Written exercise: Go through each line of the records below and count those with the word "this"; give only the total.

Records from a dataset
************
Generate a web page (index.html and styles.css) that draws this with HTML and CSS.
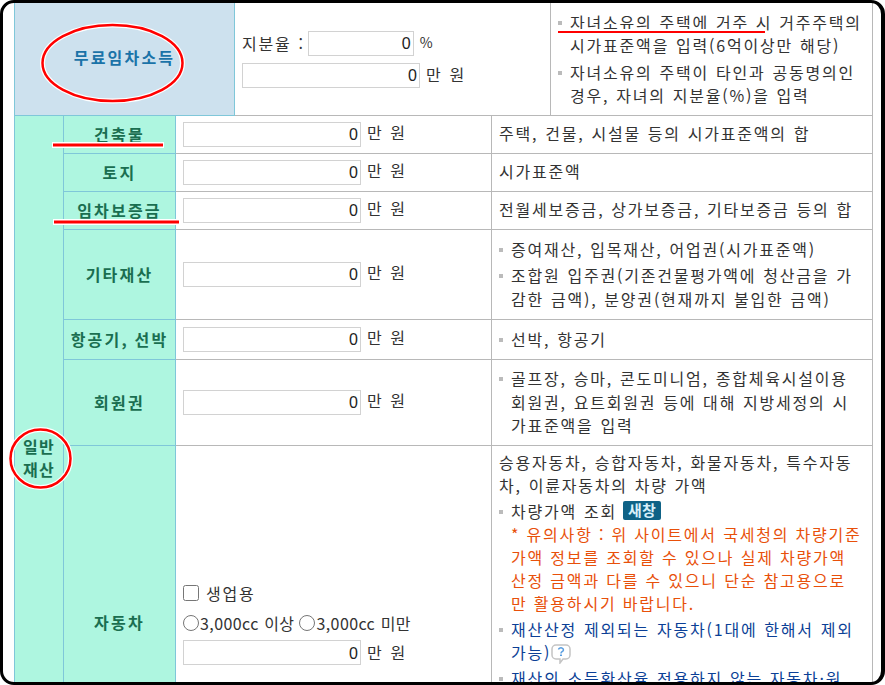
FILE: index.html
```html
<!DOCTYPE html>
<html lang="ko">
<head>
    <meta charset="UTF-8">
    <title>재산 입력</title>
    <link rel="stylesheet" href="styles.css">
</head>
<body>
    <div class="page">
        <table class="asset-table">
            <colgroup>
                <col class="col-group">
                <col class="col-name">
                <col class="col-input-a">
                <col class="col-input-b">
                <col class="col-note-a">
                <col class="col-note-b">
            </colgroup>
            <tr class="row-free">
                <th colspan="3" class="title-blue">무료임차소득</th>
                <td colspan="2" class="cell-input cell-share">
                    <div class="field field-share">지분율 : <input type="text" class="num num-short" value="0"> <span class="unit-small">%</span></div>
                    <div class="field"><input type="text" class="num" value="0"> <span class="unit">만 원</span></div>
                </td>
                <td class="cell-note">
                    <ul class="notes">
                        <li>자녀소유의 주택에 거주 시 거주주택의 시가표준액을 입력(6억이상만 해당)</li>
                        <li>자녀소유의 주택이 타인과 공동명의인 경우, 자녀의 지분율(%)을 입력</li>
                    </ul>
                </td>
            </tr>
            <tr class="row-s">
                <th rowspan="7" class="group">일반<br>재산</th>
                <th>건축물</th>
                <td colspan="2" class="cell-input"><input type="text" class="num" value="0"> <span class="unit">만 원</span></td>
                <td colspan="2" class="cell-note">주택, 건물, 시설물 등의 시가표준액의 합</td>
            </tr>
            <tr class="row-s">
                <th>토지</th>
                <td colspan="2" class="cell-input"><input type="text" class="num" value="0"> <span class="unit">만 원</span></td>
                <td colspan="2" class="cell-note">시가표준액</td>
            </tr>
            <tr class="row-s">
                <th>임차보증금</th>
                <td colspan="2" class="cell-input"><input type="text" class="num" value="0"> <span class="unit">만 원</span></td>
                <td colspan="2" class="cell-note">전월세보증금, 상가보증금, 기타보증금 등의 합</td>
            </tr>
            <tr class="row-other">
                <th>기타재산</th>
                <td colspan="2" class="cell-input"><input type="text" class="num" value="0"> <span class="unit">만 원</span></td>
                <td colspan="2" class="cell-note">
                    <ul class="notes">
                        <li>증여재산, 입목재산, 어업권(시가표준액)</li>
                        <li>조합원 입주권(기존건물평가액에 청산금을 가감한 금액), 분양권(현재까지 불입한 금액)</li>
                    </ul>
                </td>
            </tr>
            <tr class="row-m">
                <th>항공기, 선박</th>
                <td colspan="2" class="cell-input"><input type="text" class="num" value="0"> <span class="unit">만 원</span></td>
                <td colspan="2" class="cell-note">
                    <ul class="notes">
                        <li>선박, 항공기</li>
                    </ul>
                </td>
            </tr>
            <tr class="row-club">
                <th>회원권</th>
                <td colspan="2" class="cell-input"><input type="text" class="num" value="0"> <span class="unit">만 원</span></td>
                <td colspan="2" class="cell-note">
                    <ul class="notes">
                        <li>골프장, 승마, 콘도미니엄, 종합체육시설이용 회원권, 요트회원권 등에 대해 지방세정의 시가표준액을 입력</li>
                    </ul>
                </td>
            </tr>
            <tr class="row-car">
                <th>자동차</th>
                <td colspan="2" class="cell-input">
                    <div class="field"><input type="checkbox" class="check"> <span class="opt">생업용</span></div>
                    <div class="field field-radio">
                        <input type="radio" name="cc" class="check"><span>3,000cc 이상</span>
                        <input type="radio" name="cc" class="check"><span>3,000cc 미만</span>
                    </div>
                    <div class="field"><input type="text" class="num" value="0"> <span class="unit">만 원</span></div>
                </td>
                <td colspan="2" class="cell-note cell-top">
                    승용자동차, 승합자동차, 화물자동차, 특수자동차, 이륜자동차의 차량 가액
                    <ul class="notes notes-car">
                        <li>차량가액 조회 <span class="badge">새창</span>
                            <p class="warn">* 유의사항 : 위 사이트에서 국세청의 차량기준 가액 정보를 조회할 수 있으나 실제 차량가액 산정 금액과 다를 수 있으니 단순 참고용으로 만 활용하시기 바랍니다.</p>
                        </li>
                        <li class="link">재산산정 제외되는 자동차(1대에 한해서 제외 가능)<svg class="help" width="20" height="20" viewBox="0 0 20 20"><path d="M5 1h10a4 4 0 0 1 4 4v6a4 4 0 0 1-4 4h-3l-3 4v-4h-4a4 4 0 0 1-4-4v-6a4 4 0 0 1 4-4z" fill="#fff" stroke="#c4c4c4" stroke-width="1.500"/><path d="M7.500 5.500a2.500 2 0 1 1 3.500 2.200q-1 .5-1 1.800" fill="none" stroke="#5a9ee0" stroke-width="1.500"/><rect x="9" y="10.500" width="2" height="1.500" fill="#5a9ee0"/></svg></li>
                        <li class="link">재산의 소득환산율 적용하지 않는 자동차·원<br>동기</li>
                    </ul>
                </td>
            </tr>
        </table>

        <!-- 빨간 표시 -->
        <svg class="marks" width="885" height="685" viewBox="0 0 885 685">
            <g fill="none" stroke="#fff" stroke-width="5">
                <ellipse cx="112.500" cy="63" rx="70" ry="38"/>
                <ellipse cx="40.500" cy="458.500" rx="30" ry="29"/>
                <path d="M52 145h112M53 222h127M558 32h207" stroke-width="6"/>
            </g>
            <g fill="none" stroke="#f00">
                <ellipse cx="112.500" cy="63" rx="70" ry="38" stroke-width="2.500"/>
                <ellipse cx="40.500" cy="458.500" rx="30" ry="29" stroke-width="2.500"/>
                <path d="M53 145h110M54 222h125" stroke-width="3"/>
                <path d="M558 32h207" stroke-width="2"/>
            </g>
        </svg>
        <div class="frame"></div>
    </div>
</body>
</html>
```

FILE: styles.css
```css
html, body {
    margin: 0;
    height: 685px;
    overflow: hidden;
    background-color: #fff;
}
.page {
    height: 685px;
    overflow: hidden;
    padding: 2px 0 0 14px;
    box-sizing: border-box;
    font-family: "Noto Sans CJK KR", "Liberation Sans", sans-serif;
    font-size: 16px;
    letter-spacing: 1.8px;
    word-spacing: 0.6px;
    color: #333;
}
.frame {
    position: absolute;
    left: 0;
    top: 0;
    width: 885px;
    height: 685px;
    box-sizing: border-box;
    border: 3px solid #000;
    border-right-width: 4px;
    border-radius: 14px;
    pointer-events: none;
}
.marks {
    position: absolute;
    left: 0;
    top: 0;
    pointer-events: none;
}
.asset-table {
    table-layout: fixed;
    width: 859px;
    border-collapse: collapse;
    border-left: 1px solid #7fc7d9;
}
.col-group { width: 49px; }
.col-name { width: 112px; }
.col-input-a { width: 59px; }
.col-input-b { width: 257px; }
.col-note-a { width: 59px; }
.col-note-b { width: 322px; }

th, td {
    border: 1px solid #b8b8b8;
    padding: 0;
}
th {
    background-color: #aef6e0;
    border-color: #7fc7d9;
    color: #1a6e50;
    font-size: 16px;
    font-weight: 700;
    letter-spacing: 2.2px;
    word-spacing: -1px;
    text-align: center;
    padding-bottom: 2px;
}
th.title-blue {
    background-color: #cde1ee;
    color: #1a73a8;
    padding-bottom: 4px;
}
th.group {
    letter-spacing: 1.400px;
    line-height: 23px;
    padding-bottom: 0;
}
.row-free { height: 113px; }
.row-s { height: 38px; }
.row-other { height: 90px; }
.row-m { height: 40px; }
.row-club { height: 86px; }
.row-car { height: 354px; }

.cell-input {
    padding-left: 7px;
}
.cell-input > .num {
    margin-bottom: 2px;
}
.cell-note {
    padding: 0 7px;
    line-height: 23.500px;
}
.row-s .cell-note {
    padding-bottom: 2px;
}
.cell-top {
    vertical-align: top;
    padding-top: 5px;
    line-height: 23px;
}
.field {
    display: flex;
    align-items: center;
    gap: 5px;
    height: 30px;
}
.cell-share .field {
    height: 32px;
}
.field-share {
    gap: 3px;
}
.field-share .unit-small {
    margin-left: 3px;
}
.field-radio {
    gap: 0;
    letter-spacing: 0.400px;
}
.field-radio span {
    margin: 0 5px 0 1px;
}
.num {
    width: 178px;
    height: 25px;
    box-sizing: border-box;
    border: 1px solid #d2d2d2;
    padding: 2px 2px 0 0;
    font-family: "Liberation Sans", sans-serif;
    font-size: 16px;
    letter-spacing: 0;
    text-align: right;
    color: #222;
    vertical-align: middle;
}
.num-short {
    width: 106px;
}
.unit {
    margin-left: 1px;
    position: relative;
    top: -1px;
}
.cell-input > .unit {
    margin-left: -1px;
    top: 0;
}
.unit-small {
    font-size: 14px;
    letter-spacing: 0;
    position: relative;
    top: -1px;
}
.check {
    width: 16px;
    height: 16px;
    margin: 0;
}
.opt {
    margin-left: 2px;
}
.notes {
    list-style: none;
    margin: 0;
    padding: 0;
}
.notes li {
    position: relative;
    padding-left: 12px;
    margin: 3px 0;
}
.notes li::before {
    content: "";
    position: absolute;
    left: 0;
    top: 10px;
    width: 4px;
    height: 4px;
    background-color: #bbb;
}
.notes-car {
    margin-top: 3px;
}
.warn {
    margin: 0;
    color: #e8500a;
    word-spacing: 0;
}
.link {
    color: #0b3f96;
}
.badge {
    display: inline-block;
    width: 38px;
    height: 19px;
    line-height: 18px;
    margin-left: -1px;
    background-color: #0f6286;
    border-radius: 2px;
    color: #d8f0fa;
    font-size: 15px;
    font-weight: 700;
    letter-spacing: 0;
    text-align: center;
    vertical-align: 2px;
}
.help {
    vertical-align: -5px;
}
```
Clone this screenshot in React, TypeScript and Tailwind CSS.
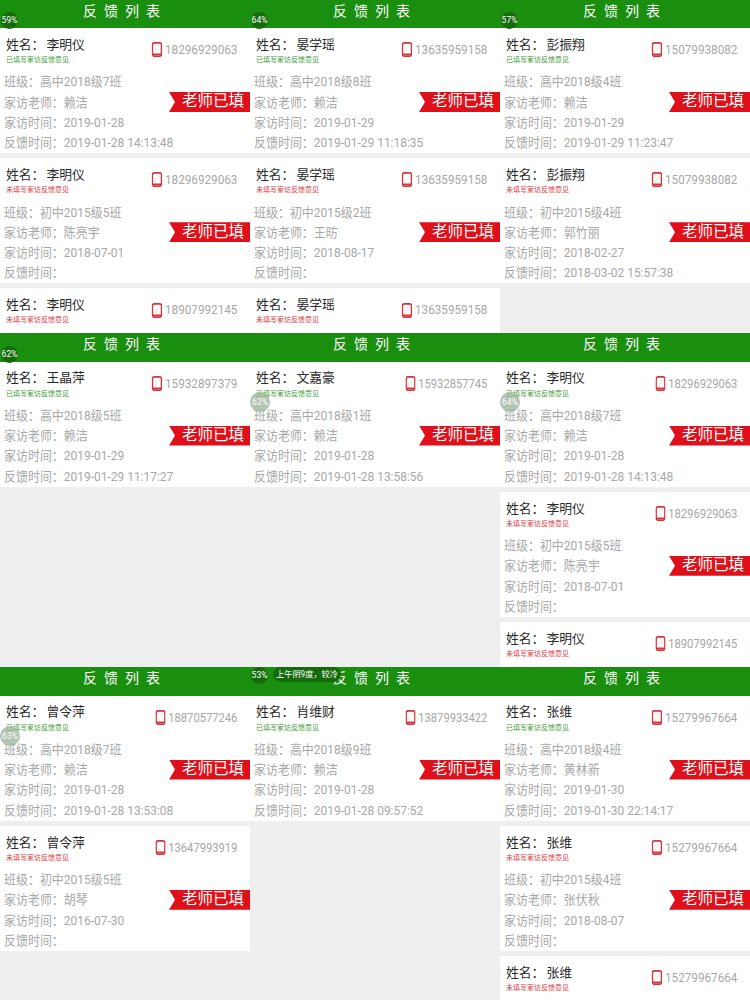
const FONT = "font-['Roboto','Noto_Sans_CJK_SC',sans-serif]";

type Item = {
  name: string;
  phone: string;
  filled: boolean;
  grade?: string;
  teacher?: string;
  visit?: string;
  feedback?: string;
  narrow?: boolean;
};

type Panel = {
  items: Item[];
  badge?: React.ReactNode;
};

function PhoneIcon() {
  return (
    <svg width="12" height="15" viewBox="0 0 12 15" className="shrink-0">
      <rect x="1" y="0.9" width="10" height="13.2" rx="2" fill="none" stroke="#d8353a" strokeWidth="1.6" />
      <path d="M9.5 2.5 3 11" stroke="#f8dfe0" strokeWidth="1" />
      <path d="M1.5 12.2h9" stroke="#d8353a" strokeWidth="1.4" />
    </svg>
  );
}

function Row({ label, value }: { label: string; value?: string }) {
  return (
    <div className="ml-[4px] flex h-[20.3px] origin-left scale-x-[.92] items-center whitespace-nowrap text-[13px] text-[#a8a8a8]">
      <span>{label}：</span>
      {value ? <span>{value}</span> : null}
    </div>
  );
}

function Card({ item }: { item: Item }) {
  const hasDetail = item.grade != null;
  return (
    <div className="relative mb-[5px] min-h-[125px] bg-white pt-[8px]">
      <div className="flex items-start justify-between pr-[13px]">
        <div className="pl-[6px]">
          <div className="flex h-[17px] items-center whitespace-nowrap text-[12.8px] text-[#2a2a2a]">
            <span>姓名：</span>
            <span className="ml-[2px]">{item.name}</span>
          </div>
          <div className={`mt-[2px] h-[10px] whitespace-nowrap text-[7px] leading-[10px] ${item.filled ? "text-[#3c9c37]" : "text-[#e0383d]"}`}>
            {item.filled ? "已填写家访反馈意见" : "未填写家访反馈意见"}
          </div>
        </div>
        <div className={`mt-[4px] flex origin-right items-center gap-[3px] ${item.narrow ? "scale-x-[.86]" : "scale-x-[.9]"}`}>
          <PhoneIcon />
          <span className="text-[13px] text-[#a8a8a8]">{item.phone}</span>
        </div>
      </div>
      {hasDetail ? (
        <div className="mt-[7px]">
          <Row label="班级" value={item.grade} />
          <Row label="家访老师" value={item.teacher} />
          <Row label="家访时间" value={item.visit} />
          <Row label="反馈时间" value={item.feedback} />
          <div className="absolute right-0 top-[64px] flex h-[20px] w-[81px] items-center justify-end bg-[#e0101a] pr-[6px] text-[15.5px] text-white [clip-path:polygon(0_0,100%_0,100%_100%,0_100%,6px_50%)]">
            老师已填
          </div>
        </div>
      ) : null}
    </div>
  );
}

function Dot({ text, className }: { text: string; className: string }) {
  return (
    <div className={`absolute flex items-center justify-center rounded-full text-[8.5px] text-white ${className}`}>
      {text}
    </div>
  );
}

const darkDot = "h-[17px] w-[17px] bg-[#156b0c]";
const greyDot = "h-[20px] w-[20px] bg-[#9fb59f]/80";

function ListPanel({ panel, top }: { panel: Panel; top: number }) {
  return (
    <div className="relative h-full overflow-hidden">
      <div className={`flex items-center justify-center bg-[#1a8f0f] text-[14px] tracking-[7px] text-white ${top === 0 ? "h-[28px] pb-[6px]" : "h-[28.5px] pb-[6px]"}`}>
        反馈列表
      </div>
      {panel.items.map((item, i) => (
        <Card key={i} item={item} />
      ))}
      {panel.badge}
    </div>
  );
}

const rows: Panel[][] = [
  [
    {
      badge: <Dot text="59%" className={`left-[1px] top-[12px] ${darkDot}`} />,
      items: [
        { name: "李明仪", phone: "18296929063", filled: true, grade: "高中2018级7班", teacher: "赖洁", visit: "2019-01-28", feedback: "2019-01-28 14:13:48" },
        { name: "李明仪", phone: "18296929063", filled: false, grade: "初中2015级5班", teacher: "陈亮宇", visit: "2018-07-01", feedback: "" },
        { name: "李明仪", phone: "18907992145", filled: false },
      ],
    },
    {
      badge: <Dot text="64%" className={`left-[1px] top-[12px] ${darkDot}`} />,
      items: [
        { name: "晏学瑶", phone: "13635959158", filled: true, grade: "高中2018级8班", teacher: "赖洁", visit: "2019-01-29", feedback: "2019-01-29 11:18:35" },
        { name: "晏学瑶", phone: "13635959158", filled: false, grade: "初中2015级2班", teacher: "王昉", visit: "2018-08-17", feedback: "" },
        { name: "晏学瑶", phone: "13635959158", filled: false },
      ],
    },
    {
      badge: <Dot text="57%" className={`left-[1px] top-[12px] ${darkDot}`} />,
      items: [
        { name: "彭振翔", phone: "15079938082", filled: true, grade: "高中2018级4班", teacher: "赖洁", visit: "2019-01-29", feedback: "2019-01-29 11:23:47" },
        { name: "彭振翔", phone: "15079938082", filled: false, grade: "初中2015级4班", teacher: "郭竹丽", visit: "2018-02-27", feedback: "2018-03-02 15:57:38" },
      ],
    },
  ],
  [
    {
      badge: <Dot text="62%" className={`left-[1px] top-[13px] ${darkDot}`} />,
      items: [
        { name: "王晶萍", phone: "15932897379", filled: true, grade: "高中2018级5班", teacher: "赖洁", visit: "2019-01-29", feedback: "2019-01-29 11:17:27" },
      ],
    },
    {
      badge: <Dot text="62%" className={`left-0 top-[59px] ${greyDot}`} />,
      items: [
        { name: "文嘉豪", phone: "15932857745", filled: true, narrow: true, grade: "高中2018级1班", teacher: "赖洁", visit: "2019-01-28", feedback: "2019-01-28 13:58:56" },
      ],
    },
    {
      badge: <Dot text="64%" className={`left-0 top-[59px] ${greyDot}`} />,
      items: [
        { name: "李明仪", phone: "18296929063", filled: true, narrow: true, grade: "高中2018级7班", teacher: "赖洁", visit: "2019-01-28", feedback: "2019-01-28 14:13:48" },
        { name: "李明仪", phone: "18296929063", filled: false, narrow: true, grade: "初中2015级5班", teacher: "陈亮宇", visit: "2018-07-01", feedback: "" },
        { name: "李明仪", phone: "18907992145", filled: false, narrow: true },
      ],
    },
  ],
  [
    {
      badge: <Dot text="63%" className={`left-0 top-[59px] ${greyDot}`} />,
      items: [
        { name: "曾令萍", phone: "18870577246", filled: true, narrow: true, grade: "高中2018级7班", teacher: "赖洁", visit: "2019-01-28", feedback: "2019-01-28 13:53:08" },
        { name: "曾令萍", phone: "13647993919", filled: false, narrow: true, grade: "初中2015级5班", teacher: "胡琴", visit: "2016-07-30", feedback: "" },
      ],
    },
    {
      badge: (
        <>
          <Dot text="53%" className={`left-[1px] top-0 ${darkDot}`} />
          <div className="absolute left-[23px] top-0 flex h-[15px] w-[68px] items-center justify-center rounded-full bg-[#156b0c] text-[8.2px] text-white">
            上午阴9度，较冷
          </div>
        </>
      ),
      items: [
        { name: "肖维财", phone: "13879933422", filled: true, narrow: true, grade: "高中2018级9班", teacher: "赖洁", visit: "2019-01-28", feedback: "2019-01-28 09:57:52" },
      ],
    },
    {
      items: [
        { name: "张维", phone: "15279967664", filled: true, grade: "高中2018级4班", teacher: "黄林新", visit: "2019-01-30", feedback: "2019-01-30 22:14:17" },
        { name: "张维", phone: "15279967664", filled: false, grade: "初中2015级4班", teacher: "张伏秋", visit: "2018-08-07", feedback: "" },
        { name: "张维", phone: "15279967664", filled: false },
      ],
    },
  ],
];

const rowHeights = ["h-[333px]", "h-[334px]", "h-[333px]"];

export default function App() {
  return (
    <div className={`h-[1000px] w-[750px] overflow-hidden bg-[#efefef] ${FONT}`}>
      {rows.map((panels, r) => (
        <div key={r} className={`grid grid-cols-3 ${rowHeights[r]}`}>
          {panels.map((panel, c) => (
            <ListPanel key={c} panel={panel} top={r} />
          ))}
        </div>
      ))}
    </div>
  );
}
************
Worked answer: 2